Parliament, on the 18th of December, 1874, Windthorst took Professor Wuttke’s book with him to the speaker’s stand, and, in a powerful address against any further grant of the “Secret Fund” (Reptilien-fond), made special reference to this work, which he characterized as “conscientious” and full of startling revelations which leave room to suspect even worse things. A year before (December 3, 1873) the same speaker declared in the Prussian Landtag that in Germany the government had nearly succeeded in getting entire control of the press; that the influence of the “Reptile-fund” was already noticeable in foreign countries, particularly in the newspapers of Vienna; and that the attempt had been made to establish a “Reptile-Bureau” in connection with the London embassy; and when this was found not to work well, a “Press-Bureau” for England, France, and Italy was organized in Berlin. These charges, made in public parliamentary debate, were allowed to pass without contradiction, although Aegidi, the director of the Central Bureau, was a member of the Assembly and present during the discussion.

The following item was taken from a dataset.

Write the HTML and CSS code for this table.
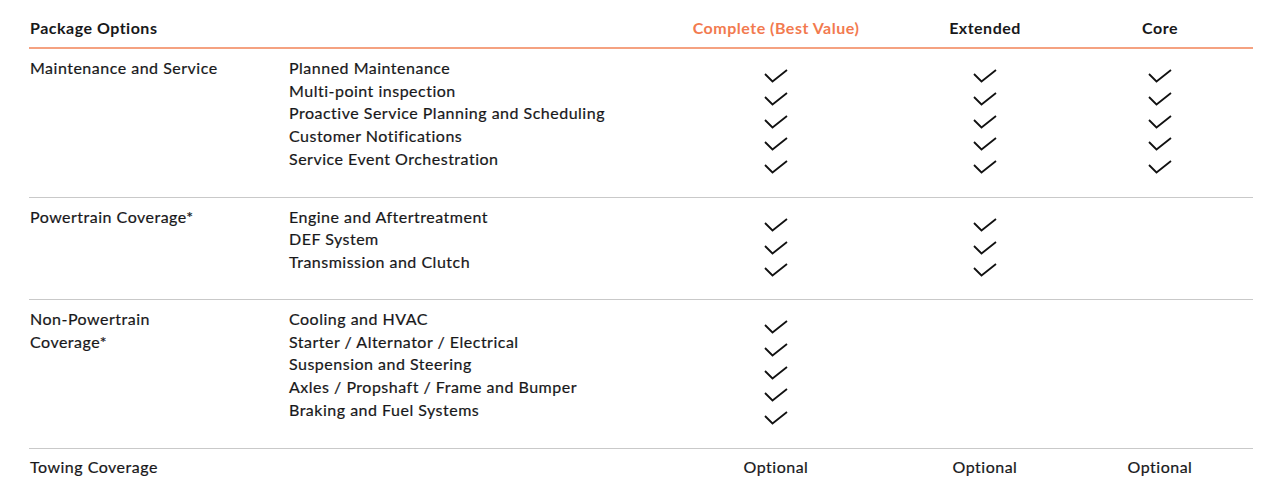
FILE: index.html
```html
<!DOCTYPE html>
<html lang="en">
<head>
<meta charset="utf-8">
<title>Package Options</title>
<link rel="stylesheet" href="styles.css">
</head>
<body>
<div class="table">
  <div class="row head">
    <div class="c-label">Package Options</div>
    <div class="c-feat"></div>
    <div class="c-plan best">Complete (Best Value)</div>
    <div class="c-plan">Extended</div>
    <div class="c-plan">Core</div>
  </div>

  <div class="row">
    <div class="c-label">Maintenance and Service</div>
    <ul class="c-feat">
      <li>Planned Maintenance</li>
      <li>Multi-point inspection</li>
      <li>Proactive Service Planning and Scheduling</li>
      <li>Customer Notifications</li>
      <li>Service Event Orchestration</li>
    </ul>
    <ul class="c-plan checks">
      <li><svg class="ck" viewBox="0 0 24 14"><polyline points="1,5 8.5,12.5 23,1"/></svg></li>
      <li><svg class="ck" viewBox="0 0 24 14"><polyline points="1,5 8.5,12.5 23,1"/></svg></li>
      <li><svg class="ck" viewBox="0 0 24 14"><polyline points="1,5 8.5,12.5 23,1"/></svg></li>
      <li><svg class="ck" viewBox="0 0 24 14"><polyline points="1,5 8.5,12.5 23,1"/></svg></li>
      <li><svg class="ck" viewBox="0 0 24 14"><polyline points="1,5 8.5,12.5 23,1"/></svg></li>
    </ul>
    <ul class="c-plan checks">
      <li><svg class="ck" viewBox="0 0 24 14"><polyline points="1,5 8.5,12.5 23,1"/></svg></li>
      <li><svg class="ck" viewBox="0 0 24 14"><polyline points="1,5 8.5,12.5 23,1"/></svg></li>
      <li><svg class="ck" viewBox="0 0 24 14"><polyline points="1,5 8.5,12.5 23,1"/></svg></li>
      <li><svg class="ck" viewBox="0 0 24 14"><polyline points="1,5 8.5,12.5 23,1"/></svg></li>
      <li><svg class="ck" viewBox="0 0 24 14"><polyline points="1,5 8.5,12.5 23,1"/></svg></li>
    </ul>
    <ul class="c-plan checks">
      <li><svg class="ck" viewBox="0 0 24 14"><polyline points="1,5 8.5,12.5 23,1"/></svg></li>
      <li><svg class="ck" viewBox="0 0 24 14"><polyline points="1,5 8.5,12.5 23,1"/></svg></li>
      <li><svg class="ck" viewBox="0 0 24 14"><polyline points="1,5 8.5,12.5 23,1"/></svg></li>
      <li><svg class="ck" viewBox="0 0 24 14"><polyline points="1,5 8.5,12.5 23,1"/></svg></li>
      <li><svg class="ck" viewBox="0 0 24 14"><polyline points="1,5 8.5,12.5 23,1"/></svg></li>
    </ul>
  </div>

  <div class="row mid">
    <div class="c-label">Powertrain Coverage*</div>
    <ul class="c-feat">
      <li>Engine and Aftertreatment</li>
      <li>DEF System</li>
      <li>Transmission and Clutch</li>
    </ul>
    <ul class="c-plan checks">
      <li><svg class="ck" viewBox="0 0 24 14"><polyline points="1,5 8.5,12.5 23,1"/></svg></li>
      <li><svg class="ck" viewBox="0 0 24 14"><polyline points="1,5 8.5,12.5 23,1"/></svg></li>
      <li><svg class="ck" viewBox="0 0 24 14"><polyline points="1,5 8.5,12.5 23,1"/></svg></li>
    </ul>
    <ul class="c-plan checks">
      <li><svg class="ck" viewBox="0 0 24 14"><polyline points="1,5 8.5,12.5 23,1"/></svg></li>
      <li><svg class="ck" viewBox="0 0 24 14"><polyline points="1,5 8.5,12.5 23,1"/></svg></li>
      <li><svg class="ck" viewBox="0 0 24 14"><polyline points="1,5 8.5,12.5 23,1"/></svg></li>
    </ul>
    <div class="c-plan"></div>
  </div>

  <div class="row">
    <div class="c-label">Non-Powertrain<br>Coverage*</div>
    <ul class="c-feat">
      <li>Cooling and HVAC</li>
      <li>Starter / Alternator / Electrical</li>
      <li>Suspension and Steering</li>
      <li>Axles / Propshaft / Frame and Bumper</li>
      <li>Braking and Fuel Systems</li>
    </ul>
    <ul class="c-plan checks">
      <li><svg class="ck" viewBox="0 0 24 14"><polyline points="1,5 8.5,12.5 23,1"/></svg></li>
      <li><svg class="ck" viewBox="0 0 24 14"><polyline points="1,5 8.5,12.5 23,1"/></svg></li>
      <li><svg class="ck" viewBox="0 0 24 14"><polyline points="1,5 8.5,12.5 23,1"/></svg></li>
      <li><svg class="ck" viewBox="0 0 24 14"><polyline points="1,5 8.5,12.5 23,1"/></svg></li>
      <li><svg class="ck" viewBox="0 0 24 14"><polyline points="1,5 8.5,12.5 23,1"/></svg></li>
    </ul>
    <div class="c-plan"></div>
    <div class="c-plan"></div>
  </div>

  <div class="row last">
    <div class="c-label">Towing Coverage</div>
    <div class="c-feat"></div>
    <div class="c-plan">Optional</div>
    <div class="c-plan">Optional</div>
    <div class="c-plan">Optional</div>
  </div>
</div>
</body>
</html>
```

FILE: styles.css
```css
html, body {
  margin: 0;
  padding: 0;
  background: #ffffff;
}

body {
  font-family: "Lato", "Liberation Sans", sans-serif;
  font-size: 16px;
  line-height: 22.75px;
  letter-spacing: 0.5px;
  color: #18181a;
  -webkit-text-stroke: 0.2px #18181a;
}

.table {
  width: 1224px;
  margin-left: 29px;
}

.row {
  display: grid;
  grid-template-columns: 260px 370px 234px 184px 166px 1fr;
  align-items: start;
  padding: 8px 0 18px;
  border-bottom: 1px solid #c9c9c9;
}

.row.head {
  padding: 17px 0 7px;
  border-bottom: 2px solid #f5a281;
  font-weight: 700;
  -webkit-text-stroke: 0;
}

.row.mid {
  padding-bottom: 17px;
}

.row.last {
  border-bottom: none;
  padding-top: 7px;
}

.c-label {
  padding-left: 1px;
}

.c-feat {
  margin: 0;
  padding: 0;
  list-style: none;
}

.c-plan {
  text-align: center;
}

.best {
  color: #f27a4f;
}

.checks {
  margin: 0;
  padding: 8px 0 0;
  list-style: none;
}

.checks li {
  height: 22.75px;
  display: flex;
  align-items: center;
  justify-content: center;
}

.ck {
  width: 24px;
  height: 14px;
  display: block;
  fill: none;
  stroke: #111111;
  stroke-width: 1.8;
  stroke-linejoin: miter;
}
```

Eugen Richter, the member for Hagen, brought forward other accusations of like import on the 20th of January, 1874. We have already given an example of the uses to which the Prussian government puts the reptile-press, in the instance of the forged army address attributed to Benedek, and published throughout Germany at the outbreak of the war with Austria in 1866.[99] Similar services were rendered by the “mud-bathers” at the time of the crisis with

France in 1870. A false telegram, purporting to come from Ems, dated July 13, 1870, in which the French minister, Count Benedetti, was said to have grossly insulted King William, was eagerly taken up by the venal press and commented upon in a way which excited the greatest indignation in the minds of the Germans against Napoleon, who, they firmly believed, was bent upon humiliating Prussia. In this way public feeling in both countries was fanned into a heat which could be cooled only by blood. The account of the interview at Ems was a fabrication, as Benedetti has since clearly shown; but Bismarck’s “swineherds” had faithfully done their unholy work.[100]